À Montréal, je m’approvisionne de culture sous forme de littérature, d’art et de cinéma. Je m’intègre à la mouvance de la foule et tâte le pouls de l’ailleurs. Mais je ne voudrais point y installer mes pénates. Je préfère regagner l’espace et l’air pur. Les battements de cœur sont moins rapides. Les sourires et les regards prennent le temps de s’offrir aux autres.

Urgel, lors de ta prochaine escale à Montréal, pousse la porte de la Librairie du Square au 3453 Saint-Denis, juste en face du Carré Saint-Louis. Ouvre l’œil. Tends la main. N’hésite pas. C’est tout plein de monde là-dedans. En sortant, juste à côté, un café, les Gâteries te projettera dans l’univers des mots. Entre les arômes de café, les volutes de fumée, les tables solides et lisses, tu écouteras le glissement et les ratures des stylos sur les feuilles. Des voix, sur le ton de la confidence, respectent les lieux. C’est le rendez-vous des écrivains comme Dany Laferrière et Robert Lalonde.

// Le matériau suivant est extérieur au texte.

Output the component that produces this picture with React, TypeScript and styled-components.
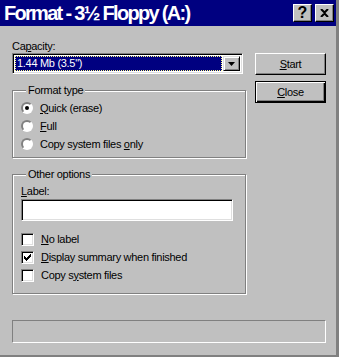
import styled, { createGlobalStyle } from 'styled-components';

const GlobalStyle = createGlobalStyle`
    html, body {
        margin: 0;
        padding: 0;
        background: #c0c0c0;
    }
    * {
        box-sizing: border-box;
    }
`

const Window = styled.div`
    width: 339px;
    height: 357px;
    display: flex;
    flex-direction: column;
    background: #c0c0c0;
    border-right: 3px solid #808080;
    border-bottom: 2px solid #808080;
    box-shadow: inset -1px -1px 0 #c0c0c0;
    font-family: "Liberation Sans", Arial, sans-serif;
    font-size: 11px;
    letter-spacing: -0.3px;
    color: #000;
`

const TitleBar = styled.div`
    height: 26px;
    background: #000080;
    display: flex;
    align-items: center;
    justify-content: space-between;
    padding: 0 2px 0 4px;
`

const TitleText = styled.div`
    color: #fff;
    font-weight: bold;
    font-size: 20px;
    letter-spacing: -1.7px;
    white-space: nowrap;
`

const TitleButtons = styled.div`
    display: flex;
    gap: 3px;
`

const TitleButton = styled.div`
    width: 19px;
    height: 18px;
    background: #c0c0c0;
    border: 1px solid;
    border-color: #fff #000 #000 #fff;
    box-shadow: inset -1px -1px 0 #808080;
    display: flex;
    align-items: center;
    justify-content: center;
    font-weight: bold;
    font-size: 16px;
    letter-spacing: 0;
    line-height: 1;
`

const Body = styled.div`
    display: flex;
    padding: 14px 0 0 12px;
`

const LeftColumn = styled.div`
    width: 234px;
    display: flex;
    flex-direction: column;
`

const RightColumn = styled.div`
    display: flex;
    flex-direction: column;
    gap: 6px;
    margin-left: 9px;
    padding-top: 13px;
`

const FieldLabel = styled.div`
    line-height: 13px;
    height: 13px;
`

const Combo = styled.div`
    width: 231px;
    height: 21px;
    display: flex;
    background: #fff;
    border: 1px solid;
    border-color: #808080 #fff #fff #808080;
    box-shadow: inset 1px 1px 0 #000, inset -1px -1px 0 #dfdfdf;
    padding: 2px;
`

const ComboValue = styled.div`
    flex: 1;
    background: #000080;
    color: #fff;
    line-height: 13px;
    padding: 1px 2px;
    outline: 1px dotted #ffff80;
    outline-offset: -1px;
    margin-right: 1px;
`

const DropButton = styled.div`
    width: 17px;
    background: #c0c0c0;
    border: 1px solid;
    border-color: #dfdfdf #000 #000 #dfdfdf;
    box-shadow: inset 1px 1px 0 #fff, inset -1px -1px 0 #808080;
    display: flex;
    align-items: center;
    justify-content: center;
`

const Group = styled.fieldset<{ top: number; pt: number; pb: number }>`
    margin: ${p => p.top}px 0 0 0;
    padding: ${p => p.pt}px 8px ${p => p.pb}px 8px;
    border: 1px solid #808080;
    box-shadow: inset 1px 1px 0 #fff, 1px 1px 0 #fff;
    min-width: 0;
`

const Legend = styled.legend`
    padding: 0 2px;
    margin-left: 5px;
    line-height: 13px;
    background: #c0c0c0;
`

const OptionRow = styled.div`
    height: 18px;
    display: flex;
    align-items: center;
    gap: 7px;
    line-height: 13px;
`

const Radio = styled.div<{ checked?: boolean }>`
    width: 12px;
    height: 12px;
    border-radius: 50%;
    background: #fff;
    border: 2px solid;
    border-color: #808080 #fff #fff #808080;
    display: flex;
    align-items: center;
    justify-content: center;
    &::after {
        content: '';
        width: 4px;
        height: 4px;
        border-radius: 50%;
        background: ${p => (p.checked ? '#000' : 'transparent')};
    }
`

const Check = styled.div`
    width: 13px;
    height: 13px;
    background: #fff;
    border: 1px solid;
    border-color: #808080 #fff #fff #808080;
    box-shadow: inset 1px 1px 0 #000, inset -1px -1px 0 #dfdfdf;
    display: flex;
    align-items: center;
    justify-content: center;
`

const TextInput = styled.div`
    width: 212px;
    height: 22px;
    margin-top: 1px;
    background: #fff;
    border: 1px solid;
    border-color: #808080 #fff #fff #808080;
    box-shadow: inset 1px 1px 0 #000, inset -1px -1px 0 #dfdfdf;
`

const CheckList = styled.div`
    margin-top: 9px;
    display: flex;
    flex-direction: column;
`

const Button = styled.div<{ isDefault?: boolean }>`
    width: 71px;
    height: 22px;
    display: flex;
    align-items: center;
    justify-content: center;
    background: #c0c0c0;
    border: 1px solid;
    border-color: ${p => (p.isDefault ? '#000' : '#fff #000 #000 #fff')};
    box-shadow: ${p =>
        p.isDefault
            ? 'inset 1px 1px 0 #fff, inset -1px -1px 0 #000, inset -2px -2px 0 #808080'
            : 'inset -1px -1px 0 #808080'};
    line-height: 13px;
`

const Progress = styled.div`
    margin: 26px 0 0 12px;
    width: 314px;
    height: 23px;
    border: 1px solid;
    border-color: #808080 #fff #fff #808080;
`

const Key = styled.span`
    text-decoration: underline;
`

function RadioOption({ label, checked }: { label: React.ReactNode; checked?: boolean }) {
    return (
        <OptionRow>
            <Radio checked={checked} />
            <span>{label}</span>
        </OptionRow>
    )
}

function CheckOption({ label, checked }: { label: React.ReactNode; checked?: boolean }) {
    return (
        <OptionRow>
            <Check>
                {checked && (
                    <svg width="7" height="7" viewBox="0 0 7 7">
                        <path d="M0 2h1v1h1v1h1v-1h1v-1h1v-1h1v-1h1v3h-1v1h-1v1h-1v1h-1v1h-1v-1h-1v-1h-1z" fill="#000" />
                    </svg>
                )}
            </Check>
            <span>{label}</span>
        </OptionRow>
    )
}

export default function App() {
    return (
        <>
            <GlobalStyle />
            <Window>
                <TitleBar>
                    <TitleText>Format - 3½ Floppy (A:)</TitleText>
                    <TitleButtons>
                        <TitleButton>?</TitleButton>
                        <TitleButton>
                            <svg width="9" height="8" viewBox="0 0 9 8">
                                <path d="M1 0L4.5 3.5L8 0M1 8L4.5 4.5L8 8" stroke="#000" strokeWidth="2" fill="none" />
                            </svg>
                        </TitleButton>
                    </TitleButtons>
                </TitleBar>
                <Body>
                    <LeftColumn>
                        <FieldLabel>Ca<Key>p</Key>acity:</FieldLabel>
                        <Combo>
                            <ComboValue>1.44 Mb (3.5")</ComboValue>
                            <DropButton>
                                <svg width="7" height="4" viewBox="0 0 7 4">
                                    <path d="M0 0h7L3.5 4z" fill="#000" />
                                </svg>
                            </DropButton>
                        </Combo>
                        <Group top={10} pt={2} pb={4}>
                            <Legend>Format type</Legend>
                            <RadioOption checked label={<><Key>Q</Key>uick (erase)</>} />
                            <RadioOption label={<><Key>F</Key>ull</>} />
                            <RadioOption label={<>Copy system files <Key>o</Key>nly</>} />
                        </Group>
                        <Group top={10} pt={4} pb={9}>
                            <Legend>Other options</Legend>
                            <FieldLabel><Key>L</Key>abel:</FieldLabel>
                            <TextInput />
                            <CheckList>
                                <CheckOption label={<><Key>N</Key>o label</>} />
                                <CheckOption checked label={<><Key>D</Key>isplay summary when finished</>} />
                                <CheckOption label={<>Copy s<Key>y</Key>stem files</>} />
                            </CheckList>
                        </Group>
                    </LeftColumn>
                    <RightColumn>
                        <Button><span><Key>S</Key>tart</span></Button>
                        <Button isDefault><span><Key>C</Key>lose</span></Button>
                    </RightColumn>
                </Body>
                <Progress />
            </Window>
        </>
    )
}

Les autres, semblables à nous autres s’y arrêtent pour tremper la plume dans l’ambiance et la glisser sur l’imaginaire.

Quelques suggestions de films Urgel? « Les heures », « Le Pianiste » et « Parle avec elle » sont des incontournables. D’autres livresques escapades? La librairie Olivieri de la Côte-des-Neiges où l’ancienne libraire de chez Blais à Rimouski te recevra avec toute son expertise. Au 3700 Saint-Laurent, la Librairie Gallimard contient des trésors. Tu en viendras à bouder ta grande surface impersonnelle de Renaud-Bray.  Si tu as un petit creux, on mange bien pour pas cher au Porté Disparu, au 957 du Mont-Royal. Des livres usagés sillonnent un mur. C’est l’endroit des rendez-vous, des tête-à-tête autant que des tables pleines. Tu cherches un bon endroit où loger? Le chaleureux petit hôtel le Manoir des Alpes t’offre une chambre d’une propreté impeccable, un petit-déjeuner à volonté et le stationnement gratuit. C’est à proximité d’une bouche de métro et tout près de Saint-Denis.

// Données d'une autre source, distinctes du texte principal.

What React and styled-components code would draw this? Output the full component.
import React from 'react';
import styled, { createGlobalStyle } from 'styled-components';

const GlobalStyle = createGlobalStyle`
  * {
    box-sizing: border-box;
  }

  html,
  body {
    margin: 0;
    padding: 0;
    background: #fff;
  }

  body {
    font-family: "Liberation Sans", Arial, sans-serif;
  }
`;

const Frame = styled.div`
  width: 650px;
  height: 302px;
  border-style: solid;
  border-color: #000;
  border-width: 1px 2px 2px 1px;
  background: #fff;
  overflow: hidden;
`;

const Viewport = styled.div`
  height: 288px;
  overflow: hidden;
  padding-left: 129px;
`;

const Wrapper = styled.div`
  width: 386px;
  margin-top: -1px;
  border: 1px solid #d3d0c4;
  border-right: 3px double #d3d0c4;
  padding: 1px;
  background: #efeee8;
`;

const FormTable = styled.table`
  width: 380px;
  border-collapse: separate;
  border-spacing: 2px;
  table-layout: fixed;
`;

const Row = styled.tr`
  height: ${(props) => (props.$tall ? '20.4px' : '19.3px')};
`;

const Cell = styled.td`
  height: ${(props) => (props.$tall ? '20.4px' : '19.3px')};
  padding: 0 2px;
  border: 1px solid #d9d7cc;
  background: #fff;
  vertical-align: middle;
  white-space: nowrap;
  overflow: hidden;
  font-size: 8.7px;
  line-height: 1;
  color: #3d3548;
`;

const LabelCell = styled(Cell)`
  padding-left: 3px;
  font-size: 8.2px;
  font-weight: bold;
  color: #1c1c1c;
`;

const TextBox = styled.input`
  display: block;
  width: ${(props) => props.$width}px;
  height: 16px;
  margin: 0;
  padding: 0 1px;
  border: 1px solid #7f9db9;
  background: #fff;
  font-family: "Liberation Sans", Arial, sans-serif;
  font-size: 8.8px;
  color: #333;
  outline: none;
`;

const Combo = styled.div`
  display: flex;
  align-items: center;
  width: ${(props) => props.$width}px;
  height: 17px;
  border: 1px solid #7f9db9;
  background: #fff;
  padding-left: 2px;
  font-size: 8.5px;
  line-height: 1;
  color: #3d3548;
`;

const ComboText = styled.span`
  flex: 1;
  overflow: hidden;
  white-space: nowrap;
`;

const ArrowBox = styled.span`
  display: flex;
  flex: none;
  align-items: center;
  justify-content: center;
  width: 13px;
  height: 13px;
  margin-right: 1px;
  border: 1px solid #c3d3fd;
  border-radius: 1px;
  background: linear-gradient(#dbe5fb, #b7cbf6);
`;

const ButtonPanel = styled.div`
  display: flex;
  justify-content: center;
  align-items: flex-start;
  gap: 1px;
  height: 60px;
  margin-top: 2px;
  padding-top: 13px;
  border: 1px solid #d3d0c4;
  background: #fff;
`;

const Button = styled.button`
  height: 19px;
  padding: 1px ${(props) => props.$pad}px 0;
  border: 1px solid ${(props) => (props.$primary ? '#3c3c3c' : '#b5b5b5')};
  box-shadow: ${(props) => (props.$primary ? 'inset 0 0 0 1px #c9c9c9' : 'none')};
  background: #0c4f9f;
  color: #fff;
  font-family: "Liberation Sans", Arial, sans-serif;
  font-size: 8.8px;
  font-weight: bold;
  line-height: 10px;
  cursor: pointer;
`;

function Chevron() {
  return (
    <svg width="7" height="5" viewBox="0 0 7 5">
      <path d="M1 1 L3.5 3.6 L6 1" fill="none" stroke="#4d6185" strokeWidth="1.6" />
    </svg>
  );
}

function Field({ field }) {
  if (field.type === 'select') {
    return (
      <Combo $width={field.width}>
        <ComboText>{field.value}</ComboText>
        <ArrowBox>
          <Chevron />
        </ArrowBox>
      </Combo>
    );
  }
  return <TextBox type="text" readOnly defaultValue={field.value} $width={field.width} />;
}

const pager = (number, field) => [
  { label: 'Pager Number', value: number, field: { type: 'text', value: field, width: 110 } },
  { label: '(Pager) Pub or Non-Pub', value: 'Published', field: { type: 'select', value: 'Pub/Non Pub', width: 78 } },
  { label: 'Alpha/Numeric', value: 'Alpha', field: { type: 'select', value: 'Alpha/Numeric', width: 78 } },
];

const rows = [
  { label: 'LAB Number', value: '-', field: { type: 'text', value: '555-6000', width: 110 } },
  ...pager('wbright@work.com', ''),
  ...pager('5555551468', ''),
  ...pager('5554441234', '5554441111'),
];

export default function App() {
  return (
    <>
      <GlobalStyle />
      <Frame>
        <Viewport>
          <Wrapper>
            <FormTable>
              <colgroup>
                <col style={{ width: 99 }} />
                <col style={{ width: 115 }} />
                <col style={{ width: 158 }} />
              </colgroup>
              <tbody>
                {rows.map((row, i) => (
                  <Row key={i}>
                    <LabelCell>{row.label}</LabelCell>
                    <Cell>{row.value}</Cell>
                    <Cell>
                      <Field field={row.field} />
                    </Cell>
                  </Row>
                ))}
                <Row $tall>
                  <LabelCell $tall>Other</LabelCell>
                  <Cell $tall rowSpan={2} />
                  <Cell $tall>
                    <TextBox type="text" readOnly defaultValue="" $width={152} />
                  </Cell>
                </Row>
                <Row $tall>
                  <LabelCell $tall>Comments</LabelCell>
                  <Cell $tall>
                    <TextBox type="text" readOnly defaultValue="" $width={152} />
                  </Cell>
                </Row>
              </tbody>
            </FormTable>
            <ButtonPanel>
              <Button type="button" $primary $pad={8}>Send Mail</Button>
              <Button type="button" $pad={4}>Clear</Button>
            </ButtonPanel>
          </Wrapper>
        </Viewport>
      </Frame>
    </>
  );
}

Tu veux une lecture minute à réfléchir durant une heure? Lis la chronique de Josée Blanchette dans le Châtelaine d’avril. Elle sait capter l’essentiel celle-là. Merci pour les mots chaleureux tout en amitié à l’occasion de la Journée des femmes. Les hommes comme toi ne courent pas les rues Urgel.

Amitiés,

Alvina

 

1 commentaire

  1. Chère Alvina,
    Montréal en mars nous l’avons connu ensemble en 2018 en bonne compagnie, nous avions répété un trajet à peu près semblable à celui que tu décris dans ta lettre, nos librairies ont été Le Port de tête sur l’avenue Mont-Royal et Bonheur d’occasion qui s’est transformée en librairie en ligne depuis selon un article du Journal Le Devoir : https://bit.ly/3bpjJoB, journal où l’on retrouve hebdomadairement l’une de tes chroniqueuses favorites, Josée Blanchette : https://bit.ly/2OylOpz.
    Ta lettre donne le goût de reprendre la route vers Montréal si ce n’était de la pandémie qui transforme la région en zone rouge pour encore un bout, donc à éviter pour le moment. Ce fut un privilège d’avoir pu vous accompagner et passé quelques heures dans un bain de culture en allant au théâtre à trois reprises, en partageant nos découvertes et sentiments au cours de nos déplacements, train, métro, taxis, uber, il est vrai que notre groupe était de très agréable compagnie et que ta nièce avait su nous loger et assurer certaines modalités du transport, une pro en ce domaine et d’une grande douceur, elle porte bien son nom. Nous avions badaudé dans le quartier chinois pendant un moment, tâté les stylos-plumes de la boutique Stylo Victoria du boulevard St-Laurent et casser la croûte chez Nouilles de Lan Zhou après que tu te sois mise à converser avec une passante croisée par hasard, que d’entregent et d’urbanité t’habitent.
    On devait récidiver en 2020 à Québec mais le groupe a dû y renoncer à la dernière minute pour des raisons de consignes gouvernementales à propos de confinement.

    En fin, je récidive de mots chaleureux à ton égard en cette journée internationale des droits de la femme qui sans elles le chaos s’installe. Un énorme merci pour la confiance que tu m’as accordée dans nos échanges et nos randonnées, nos voyages aussi, merci pour cette amitié qui nous tient à cœur depuis des années. Bonne continuité.